IO: Como eu tinha muitas cartas do Haroldo, achei que devia partilhar esse tesouro com o público. Meu primeiro gesto foi de mostrá-las ao Julio Mendonça, da Fundação Haroldo de Campos, na Casa das Rosas, onde eles tiraram um xerox de todas elas. E já que as cartas tinham sido entregues a uma biblioteca, achei que elas deviam ser mostradas a um público maior. Conversando com um amigo, Marcelo Jacques de Moraes, justamente diretor das edições da UFRJ, ele se mostrou muito interessado e aceitei que fossem publicadas no Rio de Janeiro e não em São Paulo. Mas hoje acho que fiz bem, quem tiver interesse por elas pode adquiri-las more onde more, como é o caso do Sanches Robayna, em Tenerife…

 


 

[1] Com efeito, como os fragmentos não foram traduzidos na ordem em que são publicados, os comentários, abundantes no início, se rarefazem com o passar dos anos: a operação de tradução se realiza mais rapidamente e, em geral, as sugestões são inscritas na própria cópia enviada ao autor e retornada à tradutora por via de fax.

[2] Ver Inês Oseki-Dépré, Théories et pratiques de la traduction littéraire, Paris, Armand Colin, 1999.

[4] Para Henri Meschonnic, o ritmo revela o sujeito do discurso poético: “O sentido sendo a atividade do sujeito da enunciação, o ritmo é organização do sujeito como discurso no e pelo seu discurso”[4].

Henri Meschonnic, “Critique du rythme”, Anthropologie historique du langage, Lagrasse, Verdier, 1982, p. 12.

[6] Walter Benjamin, “A tarefa do tradutor”, prefácio à tradução des “Tableaux parisiens”, de Charles Baudelaire, 1923 (trad. Susana Kampff Lages).

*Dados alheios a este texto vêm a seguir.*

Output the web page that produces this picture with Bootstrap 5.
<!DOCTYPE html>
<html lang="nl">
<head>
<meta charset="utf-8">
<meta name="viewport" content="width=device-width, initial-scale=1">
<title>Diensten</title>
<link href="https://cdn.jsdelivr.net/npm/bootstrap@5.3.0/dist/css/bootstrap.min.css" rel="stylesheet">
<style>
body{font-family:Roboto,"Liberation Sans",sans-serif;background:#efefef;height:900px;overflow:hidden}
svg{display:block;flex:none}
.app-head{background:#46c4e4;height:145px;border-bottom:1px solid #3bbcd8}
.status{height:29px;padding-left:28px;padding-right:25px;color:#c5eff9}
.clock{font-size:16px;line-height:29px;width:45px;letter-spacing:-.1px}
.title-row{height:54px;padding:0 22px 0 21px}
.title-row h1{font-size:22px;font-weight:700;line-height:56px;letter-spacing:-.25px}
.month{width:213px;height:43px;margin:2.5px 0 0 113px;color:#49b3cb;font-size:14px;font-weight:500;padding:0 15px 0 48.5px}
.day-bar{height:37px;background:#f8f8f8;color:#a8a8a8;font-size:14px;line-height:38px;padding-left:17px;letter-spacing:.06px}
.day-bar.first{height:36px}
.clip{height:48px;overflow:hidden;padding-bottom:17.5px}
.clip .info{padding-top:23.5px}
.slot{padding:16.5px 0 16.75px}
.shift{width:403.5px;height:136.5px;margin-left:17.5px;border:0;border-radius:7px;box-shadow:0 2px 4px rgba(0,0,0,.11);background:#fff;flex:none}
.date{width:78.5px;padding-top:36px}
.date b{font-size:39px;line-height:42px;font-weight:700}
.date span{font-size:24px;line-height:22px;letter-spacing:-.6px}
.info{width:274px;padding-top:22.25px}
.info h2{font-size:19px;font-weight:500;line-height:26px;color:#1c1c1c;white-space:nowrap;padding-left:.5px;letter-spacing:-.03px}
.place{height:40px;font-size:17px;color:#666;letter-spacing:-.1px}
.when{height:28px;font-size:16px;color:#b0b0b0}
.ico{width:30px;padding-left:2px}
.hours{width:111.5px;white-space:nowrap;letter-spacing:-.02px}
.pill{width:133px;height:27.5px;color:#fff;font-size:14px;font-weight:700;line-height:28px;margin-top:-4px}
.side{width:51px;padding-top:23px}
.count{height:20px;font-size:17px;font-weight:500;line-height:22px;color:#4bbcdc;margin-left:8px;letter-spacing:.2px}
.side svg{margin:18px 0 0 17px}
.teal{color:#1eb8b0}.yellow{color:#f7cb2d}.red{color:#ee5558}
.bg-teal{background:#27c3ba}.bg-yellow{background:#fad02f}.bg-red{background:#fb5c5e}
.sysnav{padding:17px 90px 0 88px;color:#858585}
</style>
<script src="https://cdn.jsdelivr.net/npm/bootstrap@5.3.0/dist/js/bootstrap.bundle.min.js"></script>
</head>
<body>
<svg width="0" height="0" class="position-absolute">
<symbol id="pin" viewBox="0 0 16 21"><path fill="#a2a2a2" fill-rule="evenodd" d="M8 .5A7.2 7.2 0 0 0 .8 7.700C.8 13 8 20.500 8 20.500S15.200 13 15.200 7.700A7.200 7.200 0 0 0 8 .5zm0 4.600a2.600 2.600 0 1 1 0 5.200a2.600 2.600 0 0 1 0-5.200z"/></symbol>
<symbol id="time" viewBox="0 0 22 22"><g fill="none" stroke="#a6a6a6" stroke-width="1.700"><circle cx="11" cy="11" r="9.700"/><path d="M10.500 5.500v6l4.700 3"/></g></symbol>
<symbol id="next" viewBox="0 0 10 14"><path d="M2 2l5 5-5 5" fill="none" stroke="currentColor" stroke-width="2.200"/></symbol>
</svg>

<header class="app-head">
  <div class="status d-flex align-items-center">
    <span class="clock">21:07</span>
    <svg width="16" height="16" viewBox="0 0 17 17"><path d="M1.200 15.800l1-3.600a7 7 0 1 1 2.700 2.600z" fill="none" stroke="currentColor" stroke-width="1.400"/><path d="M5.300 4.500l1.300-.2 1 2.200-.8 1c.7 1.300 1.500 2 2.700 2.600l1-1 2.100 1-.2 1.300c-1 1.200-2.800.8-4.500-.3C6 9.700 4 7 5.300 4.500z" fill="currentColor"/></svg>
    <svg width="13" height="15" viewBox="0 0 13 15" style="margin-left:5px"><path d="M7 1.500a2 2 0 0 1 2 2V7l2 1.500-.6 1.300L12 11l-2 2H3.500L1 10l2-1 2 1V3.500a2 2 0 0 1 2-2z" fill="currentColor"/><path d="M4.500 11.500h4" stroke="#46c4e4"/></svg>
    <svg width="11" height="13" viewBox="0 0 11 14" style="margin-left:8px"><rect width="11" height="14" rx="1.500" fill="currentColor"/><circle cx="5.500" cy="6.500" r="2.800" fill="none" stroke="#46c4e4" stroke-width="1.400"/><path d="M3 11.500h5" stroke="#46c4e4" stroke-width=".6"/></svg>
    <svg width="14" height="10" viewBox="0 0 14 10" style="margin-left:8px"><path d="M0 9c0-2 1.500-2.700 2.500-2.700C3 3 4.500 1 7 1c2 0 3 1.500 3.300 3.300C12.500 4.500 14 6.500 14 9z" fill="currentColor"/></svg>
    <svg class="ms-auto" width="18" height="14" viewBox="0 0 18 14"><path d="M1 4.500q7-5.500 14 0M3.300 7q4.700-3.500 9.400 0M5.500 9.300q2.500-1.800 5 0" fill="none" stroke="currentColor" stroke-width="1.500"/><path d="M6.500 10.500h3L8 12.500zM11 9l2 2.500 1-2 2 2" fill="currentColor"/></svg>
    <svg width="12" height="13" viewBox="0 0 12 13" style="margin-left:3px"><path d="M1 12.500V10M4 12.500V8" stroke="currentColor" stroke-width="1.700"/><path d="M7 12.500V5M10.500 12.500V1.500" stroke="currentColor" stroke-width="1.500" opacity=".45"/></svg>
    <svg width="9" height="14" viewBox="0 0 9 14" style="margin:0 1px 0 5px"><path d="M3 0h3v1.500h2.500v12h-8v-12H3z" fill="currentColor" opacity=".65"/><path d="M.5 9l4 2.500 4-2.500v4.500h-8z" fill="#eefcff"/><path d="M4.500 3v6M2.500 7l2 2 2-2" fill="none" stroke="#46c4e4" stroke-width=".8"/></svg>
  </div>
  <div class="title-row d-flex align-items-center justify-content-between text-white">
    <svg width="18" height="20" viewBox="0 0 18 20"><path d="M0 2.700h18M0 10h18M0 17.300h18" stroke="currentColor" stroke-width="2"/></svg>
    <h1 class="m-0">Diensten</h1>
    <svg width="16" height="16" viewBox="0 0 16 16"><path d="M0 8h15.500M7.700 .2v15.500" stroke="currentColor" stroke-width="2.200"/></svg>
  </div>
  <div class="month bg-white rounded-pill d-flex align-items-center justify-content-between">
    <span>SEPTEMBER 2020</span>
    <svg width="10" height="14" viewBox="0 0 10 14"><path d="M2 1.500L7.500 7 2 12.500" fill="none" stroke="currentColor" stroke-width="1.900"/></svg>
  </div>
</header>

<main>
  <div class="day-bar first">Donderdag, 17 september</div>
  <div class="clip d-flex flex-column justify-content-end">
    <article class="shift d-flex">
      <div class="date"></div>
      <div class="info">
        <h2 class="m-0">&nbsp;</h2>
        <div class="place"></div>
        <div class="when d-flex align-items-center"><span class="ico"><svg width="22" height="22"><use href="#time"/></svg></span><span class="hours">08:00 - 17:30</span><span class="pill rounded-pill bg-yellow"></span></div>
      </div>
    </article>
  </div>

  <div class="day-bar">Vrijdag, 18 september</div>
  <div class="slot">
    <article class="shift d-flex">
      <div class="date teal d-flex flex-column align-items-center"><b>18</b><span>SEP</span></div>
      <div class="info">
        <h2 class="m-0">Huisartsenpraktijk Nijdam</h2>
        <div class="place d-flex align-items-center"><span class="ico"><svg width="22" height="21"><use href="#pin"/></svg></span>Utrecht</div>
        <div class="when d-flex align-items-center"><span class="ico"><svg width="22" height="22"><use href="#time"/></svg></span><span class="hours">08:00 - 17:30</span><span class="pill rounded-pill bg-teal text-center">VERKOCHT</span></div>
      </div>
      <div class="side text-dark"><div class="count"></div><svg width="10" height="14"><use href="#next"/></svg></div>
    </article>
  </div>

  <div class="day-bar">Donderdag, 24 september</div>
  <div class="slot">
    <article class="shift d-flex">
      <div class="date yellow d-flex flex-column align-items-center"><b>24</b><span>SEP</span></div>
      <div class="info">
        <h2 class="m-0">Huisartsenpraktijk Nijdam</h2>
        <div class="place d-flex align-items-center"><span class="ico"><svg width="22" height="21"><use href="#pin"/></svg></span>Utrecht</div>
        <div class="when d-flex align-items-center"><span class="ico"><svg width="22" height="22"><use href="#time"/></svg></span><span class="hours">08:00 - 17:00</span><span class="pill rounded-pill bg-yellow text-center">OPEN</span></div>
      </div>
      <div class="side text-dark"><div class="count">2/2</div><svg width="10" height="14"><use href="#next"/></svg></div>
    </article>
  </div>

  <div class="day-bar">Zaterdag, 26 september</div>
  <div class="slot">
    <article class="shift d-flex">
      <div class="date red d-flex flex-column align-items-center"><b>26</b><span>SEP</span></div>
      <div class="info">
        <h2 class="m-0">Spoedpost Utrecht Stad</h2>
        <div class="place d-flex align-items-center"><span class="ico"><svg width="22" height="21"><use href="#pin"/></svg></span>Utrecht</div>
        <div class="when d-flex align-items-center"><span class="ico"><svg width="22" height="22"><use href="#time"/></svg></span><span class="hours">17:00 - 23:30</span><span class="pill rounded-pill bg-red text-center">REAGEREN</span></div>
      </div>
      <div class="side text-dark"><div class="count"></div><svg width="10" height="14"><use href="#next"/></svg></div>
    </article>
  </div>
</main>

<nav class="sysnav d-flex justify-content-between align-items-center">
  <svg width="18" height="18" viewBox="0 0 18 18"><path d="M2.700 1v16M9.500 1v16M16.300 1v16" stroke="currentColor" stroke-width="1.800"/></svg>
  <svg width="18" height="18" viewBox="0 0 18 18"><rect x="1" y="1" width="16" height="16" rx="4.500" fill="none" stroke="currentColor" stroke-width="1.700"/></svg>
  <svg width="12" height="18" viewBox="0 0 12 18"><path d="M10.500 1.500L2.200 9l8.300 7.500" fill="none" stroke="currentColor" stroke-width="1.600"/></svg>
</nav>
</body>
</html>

[7] “É porque a imaginação é para ele (o poeta) ‘a rainha das faculdades’. De fato, ela substitui uma tradução legendária da vida exterior” (Baudelaire, Art poétique, introduction aux poèmes du Salon de 1845, Paris, Gallimard, p. 455).

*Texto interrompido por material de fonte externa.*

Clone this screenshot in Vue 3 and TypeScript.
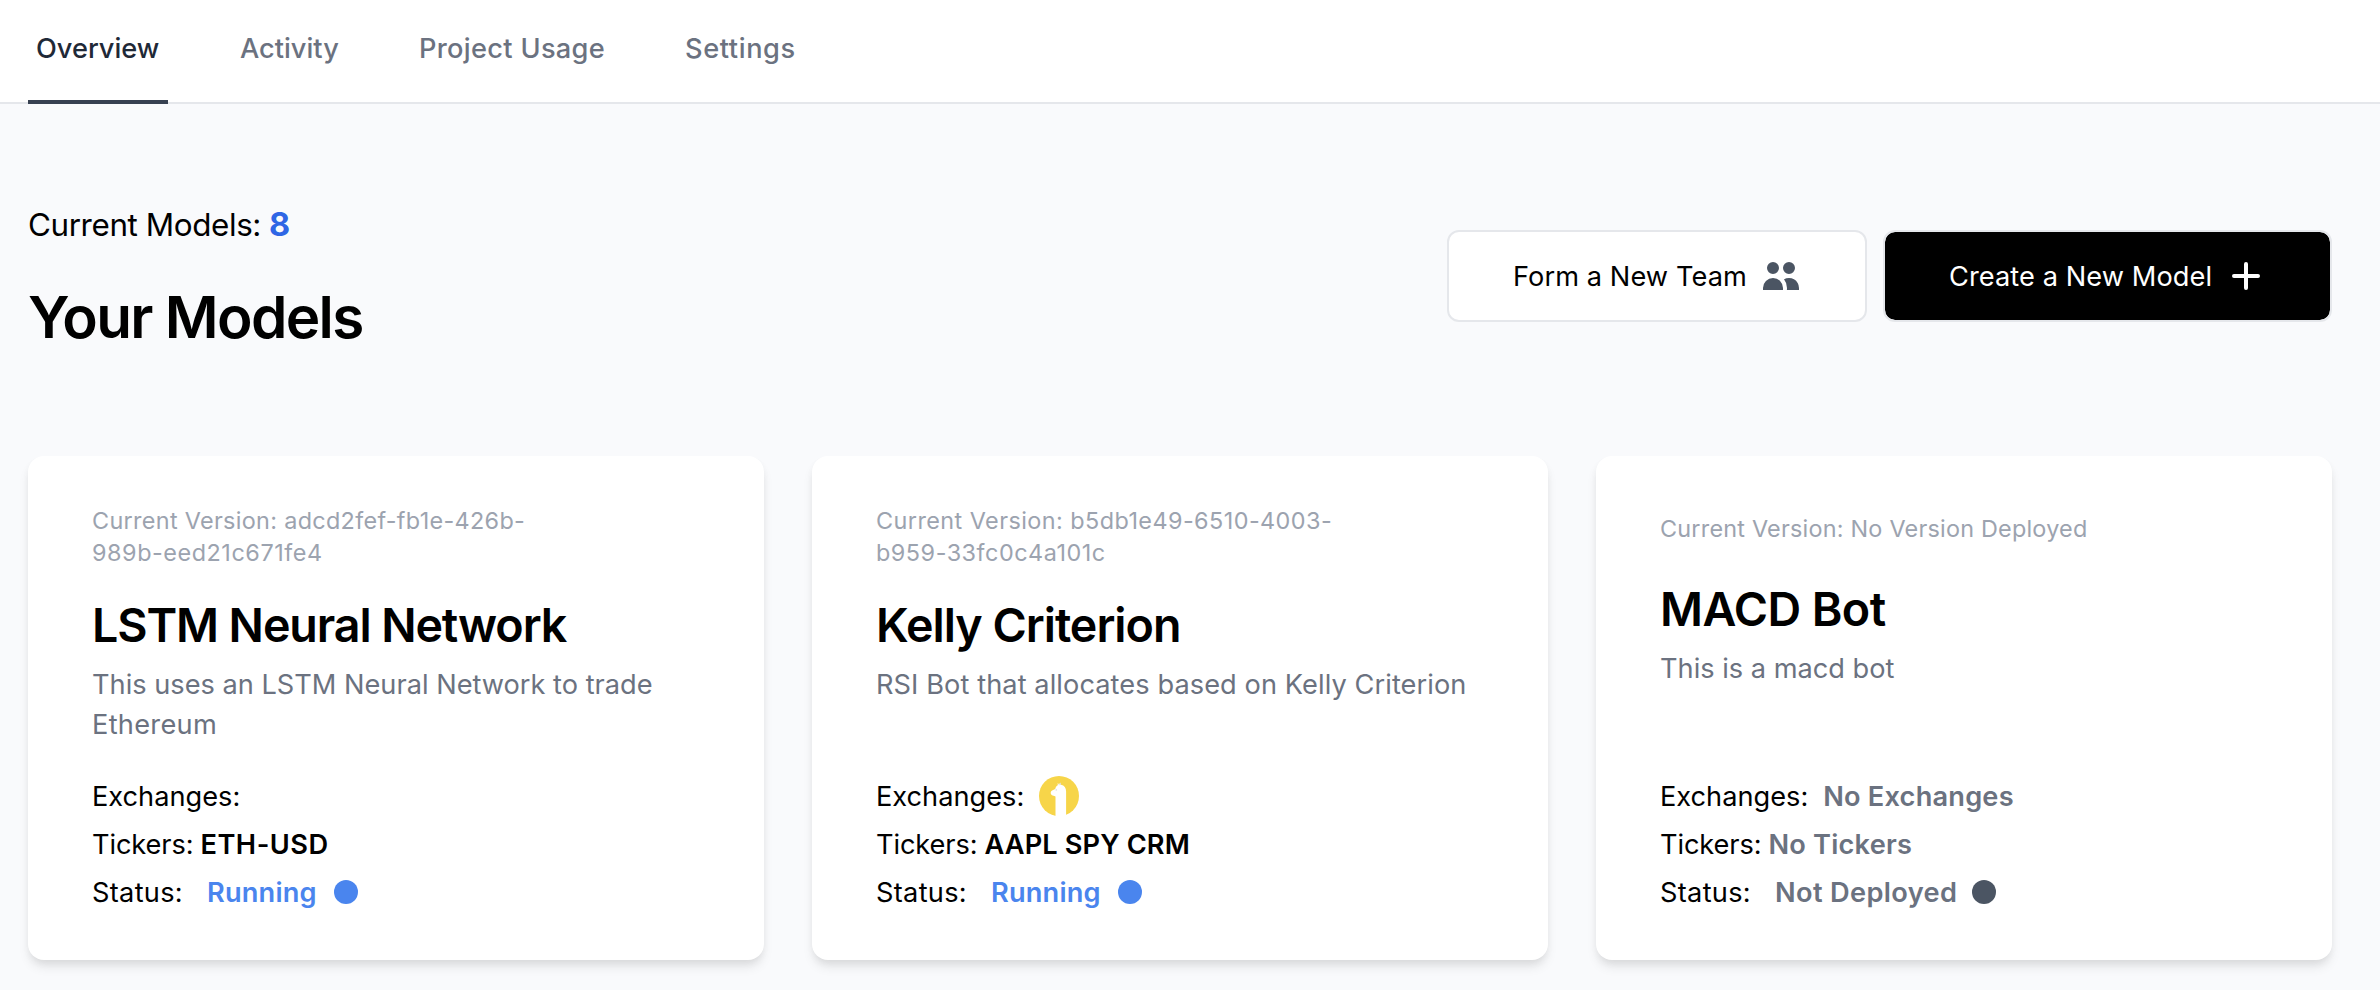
<script setup lang="ts">
interface Tab {
  label: string
  key: string
}

interface Model {
  name: string
  key: string
  version: string[]
  description: string[]
  alpaca?: boolean
  exchanges?: string
  tickers: string
  muted?: boolean
  status: string
}

const tabs: Tab[] = [
  { label: 'Overview', key: 'overview' },
  { label: 'Activity', key: 'activity' },
  { label: 'Project Usage', key: 'usage' },
  { label: 'Settings', key: 'settings' },
]

const models: Model[] = [
  {
    name: 'LSTM Neural Network',
    key: 'lstm',
    version: ['Current Version: adcd2fef-fb1e-426b-', '989b-eed21c671fe4'],
    description: ['This uses an LSTM Neural Network to trade', 'Ethereum'],
    tickers: 'ETH-USD',
    status: 'Running',
  },
  {
    name: 'Kelly Criterion',
    key: 'kelly',
    version: ['Current Version: b5db1e49-6510-4003-', 'b959-33fc0c4a101c'],
    description: ['RSI Bot that allocates based on Kelly Criterion'],
    alpaca: true,
    tickers: 'AAPL SPY CRM',
    status: 'Running',
  },
  {
    name: 'MACD Bot',
    key: 'macd',
    version: ['Current Version: No Version Deployed'],
    description: ['This is a macd bot'],
    exchanges: 'No Exchanges',
    tickers: 'No Tickers',
    muted: true,
    status: 'Not Deployed',
  },
]
</script>

<template>
  <div class="page">
    <nav class="tabs">
      <a v-for="(tab, i) in tabs" :key="tab.key" class="tab" :class="[tab.key, { active: i === 0 }]">{{ tab.label }}</a>
    </nav>

    <main class="content">
      <header class="heading">
        <div>
          <p class="count"><span>Current Models:</span><b>{{ 8 }}</b></p>
          <h1>Your Models</h1>
        </div>
        <div class="actions">
          <button class="btn team">
            <span>Form a New Team</span>
            <svg viewBox="0 0 20 20" fill="currentColor">
              <path d="M9 6a3 3 0 11-6 0 3 3 0 016 0zM17 6a3 3 0 11-6 0 3 3 0 016 0zM12.93 17c.046-.327.07-.66.07-1a6.97 6.97 0 00-1.5-4.33A5 5 0 0119 16v1h-6.07zM6 11a5 5 0 015 5v1H1v-1a5 5 0 015-5z" />
            </svg>
          </button>
          <button class="btn create">
            <span>Create a New Model</span>
            <svg viewBox="0 0 20 20" fill="currentColor">
              <path d="M10 3a1 1 0 011 1v5h5a1 1 0 110 2h-5v5a1 1 0 11-2 0v-5H4a1 1 0 110-2h5V4a1 1 0 011-1z" />
            </svg>
          </button>
        </div>
      </header>

      <section class="cards">
        <article v-for="model in models" :key="model.key" class="card" :class="model.key">
          <div class="version">
            <div v-for="line in model.version" :key="line">{{ line }}</div>
          </div>
          <h2>{{ model.name }}</h2>
          <div class="description">
            <div v-for="line in model.description" :key="line">{{ line }}</div>
          </div>
          <div class="facts">
            <div class="row exchanges">
              <span>Exchanges:</span>
              <svg v-if="model.alpaca" class="alpaca" viewBox="0 0 40 40">
                <circle cx="20" cy="20" r="20" fill="#f7d549" />
                <path
                  d="M16.5 40V20.6C16 20 14.8 20 13.6 19.5C12.2 19 11.6 18 11.7 16.8C11.8 15.4 12.3 14.7 13.6 14.2L16.2 12.9C16.8 10.8 17.6 9.8 18.8 9.2L18.7 7L20.1 8.4L21.2 6.6L22 8.8C25.4 9.4 27.1 12 27.1 15.6V40Z"
                  fill="#fff"
                />
                <circle cx="17.2" cy="13.9" r=".6" fill="#c8c8c8" />
                <path d="M20.1 9.2V7.8M21.5 9V7.2" stroke="#d4d4d4" stroke-width=".7" />
              </svg>
              <strong v-if="model.exchanges" class="muted">{{ model.exchanges }}</strong>
            </div>
            <div class="row tickers">
              <span>Tickers:</span>
              <strong :class="{ muted: model.muted }">{{ model.tickers }}</strong>
            </div>
            <div class="row status">
              <span>Status:</span>
              <strong :class="model.muted ? 'muted' : 'running'">{{ model.status }}</strong>
              <i class="dot" :class="{ off: model.muted }"></i>
            </div>
          </div>
        </article>
      </section>
    </main>
  </div>
</template>

<style>
body {
  background: #f9fafc;
}
</style>

<style scoped>
.page {
  box-sizing: border-box;
  height: 990px;
  overflow: hidden;
  background: #f9fafc;
  color: #000;
  font-family: Inter, sans-serif;
  font-size: 27.2px;
  line-height: 40px;
}

.tabs {
  display: flex;
  box-sizing: border-box;
  height: 104px;
  padding: 0 28px;
  gap: 64px;
  background: #fff;
  box-shadow: inset 0 -2px #e5e7eb;
}

.tab {
  box-sizing: border-box;
  height: 104px;
  padding: 28.5px 8px 0;
  color: #6b7280;
  font-weight: 500;
  white-space: nowrap;
}

.tab.overview {
  width: 140px;
}

.tab.activity {
  width: 115px;
}

.tab.usage {
  width: 202px;
  letter-spacing: 0.32px;
}

.tab.settings {
  letter-spacing: 0.6px;
}

.tab.active {
  color: #1f2937;
  border-bottom: 4px solid #374151;
}

.content {
  padding: 0 48px 0 28px;
}

.heading {
  display: flex;
  justify-content: space-between;
  height: 352px;
}

.count {
  display: flex;
  gap: 8px;
  margin: 101px 0 0;
  font-size: 31.4px;
  line-height: 40px;
  letter-spacing: -0.4px;
}

.count b {
  color: #2f66e5;
  font-size: 32.5px;
  font-weight: 700;
}

h1 {
  margin: 36px 0 0;
  font-size: 58.4px;
  font-weight: 600;
  line-height: 72px;
  letter-spacing: -1.65px;
}

.actions {
  display: flex;
  align-items: flex-start;
  gap: 16px;
  padding-top: 126px;
}

.btn {
  display: flex;
  align-items: center;
  box-sizing: border-box;
  height: 92px;
  padding: 0 0 0 64px;
  border: 2px solid #e5e7eb;
  border-radius: 12px;
  background: #fff;
  color: #000;
  font: inherit;
  letter-spacing: 0.08px;
  text-align: left;
  white-space: nowrap;
}

.btn span {
  flex: none;
  padding-top: 1px;
}

.btn svg {
  width: 40px;
  height: 40px;
  flex: none;
}

.team {
  width: 420px;
}

.team span {
  width: 248px;
}

.team svg {
  color: #4b5563;
}

.create {
  width: 449px;
  background: #000;
  background-clip: padding-box;
  color: #fff;
}

.create span {
  width: 277px;
}

.cards {
  display: grid;
  grid-template-columns: repeat(3, 736px);
  gap: 48px;
}

.card {
  display: flex;
  flex-direction: column;
  box-sizing: border-box;
  height: 504px;
  padding: 40px 64px 44px;
  border-radius: 16px;
  background: #fff;
  box-shadow: 0 8px 12px -2px rgba(0, 0, 0, 0.1), 0 4px 8px -2px rgba(0, 0, 0, 0.06);
  white-space: nowrap;
}

.version {
  display: flex;
  flex-direction: column;
  justify-content: center;
  box-sizing: border-box;
  min-height: 64px;
  padding: 8.5px 0 7.5px;
  color: #9ca3af;
  font-size: 23.4px;
  line-height: 32px;
  letter-spacing: 0.32px;
}

.lstm .version div + div {
  letter-spacing: 0.55px;
}

.kelly .version div {
  letter-spacing: 0.44px;
}

.kelly .version div + div {
  letter-spacing: 0.52px;
}

.macd .version {
  letter-spacing: 0.22px;
}

h2 {
  margin: 17px 0 0;
  font-size: 46.6px;
  font-weight: 600;
  line-height: 64px;
  letter-spacing: -1.1px;
}

.kelly h2 {
  letter-spacing: -1px;
}

.macd h2 {
  letter-spacing: -0.6px;
}

.description {
  margin-top: 7.5px;
  color: #6b7280;
}

.lstm .description div + div {
  letter-spacing: 0.3px;
}

.kelly .description {
  letter-spacing: 0.08px;
}

.facts {
  margin-top: auto;
}

.row {
  display: flex;
  align-items: center;
  box-sizing: border-box;
  height: 48px;
  padding-top: 1px;
}

.exchanges {
  gap: 15px;
}

.tickers {
  gap: 7px;
}

.tickers > span {
  letter-spacing: -0.1px;
}

.status > span {
  width: 115px;
  letter-spacing: 0.3px;
}

.row strong {
  font-weight: 600;
  letter-spacing: 0.2px;
}

.lstm .tickers strong {
  letter-spacing: 0.5px;
}

.kelly .tickers strong {
  letter-spacing: 0.12px;
}

.macd .status strong {
  letter-spacing: 0.36px;
}

.alpaca {
  width: 40px;
  height: 40px;
  margin: -1px 0 0;
}

.muted {
  color: #6b7280;
}

.running {
  color: #4a85ee;
}

.dot {
  width: 24px;
  height: 24px;
  margin: -1px 0 0 17px;
  border-radius: 50%;
  background: #4a85ee;
}

.dot.off {
  margin-left: 15px;
  background: #4b5563;
}
</style>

[8] “Eu me dava conta de que, para exprimir essas impressões, para escrever esse livro essencial, o único livro verdadeiro, um grande escritor não necessita, no sentido comum, inventar, pois ele já existe em cada um de nós, mas a traduzi-lo. O dever e a tarefa de um escritor são os de um tradutor” (Proust, Le Temps retrouvé, Paris, RTF, vol. 7, 1927, p. 41, tradução nossa).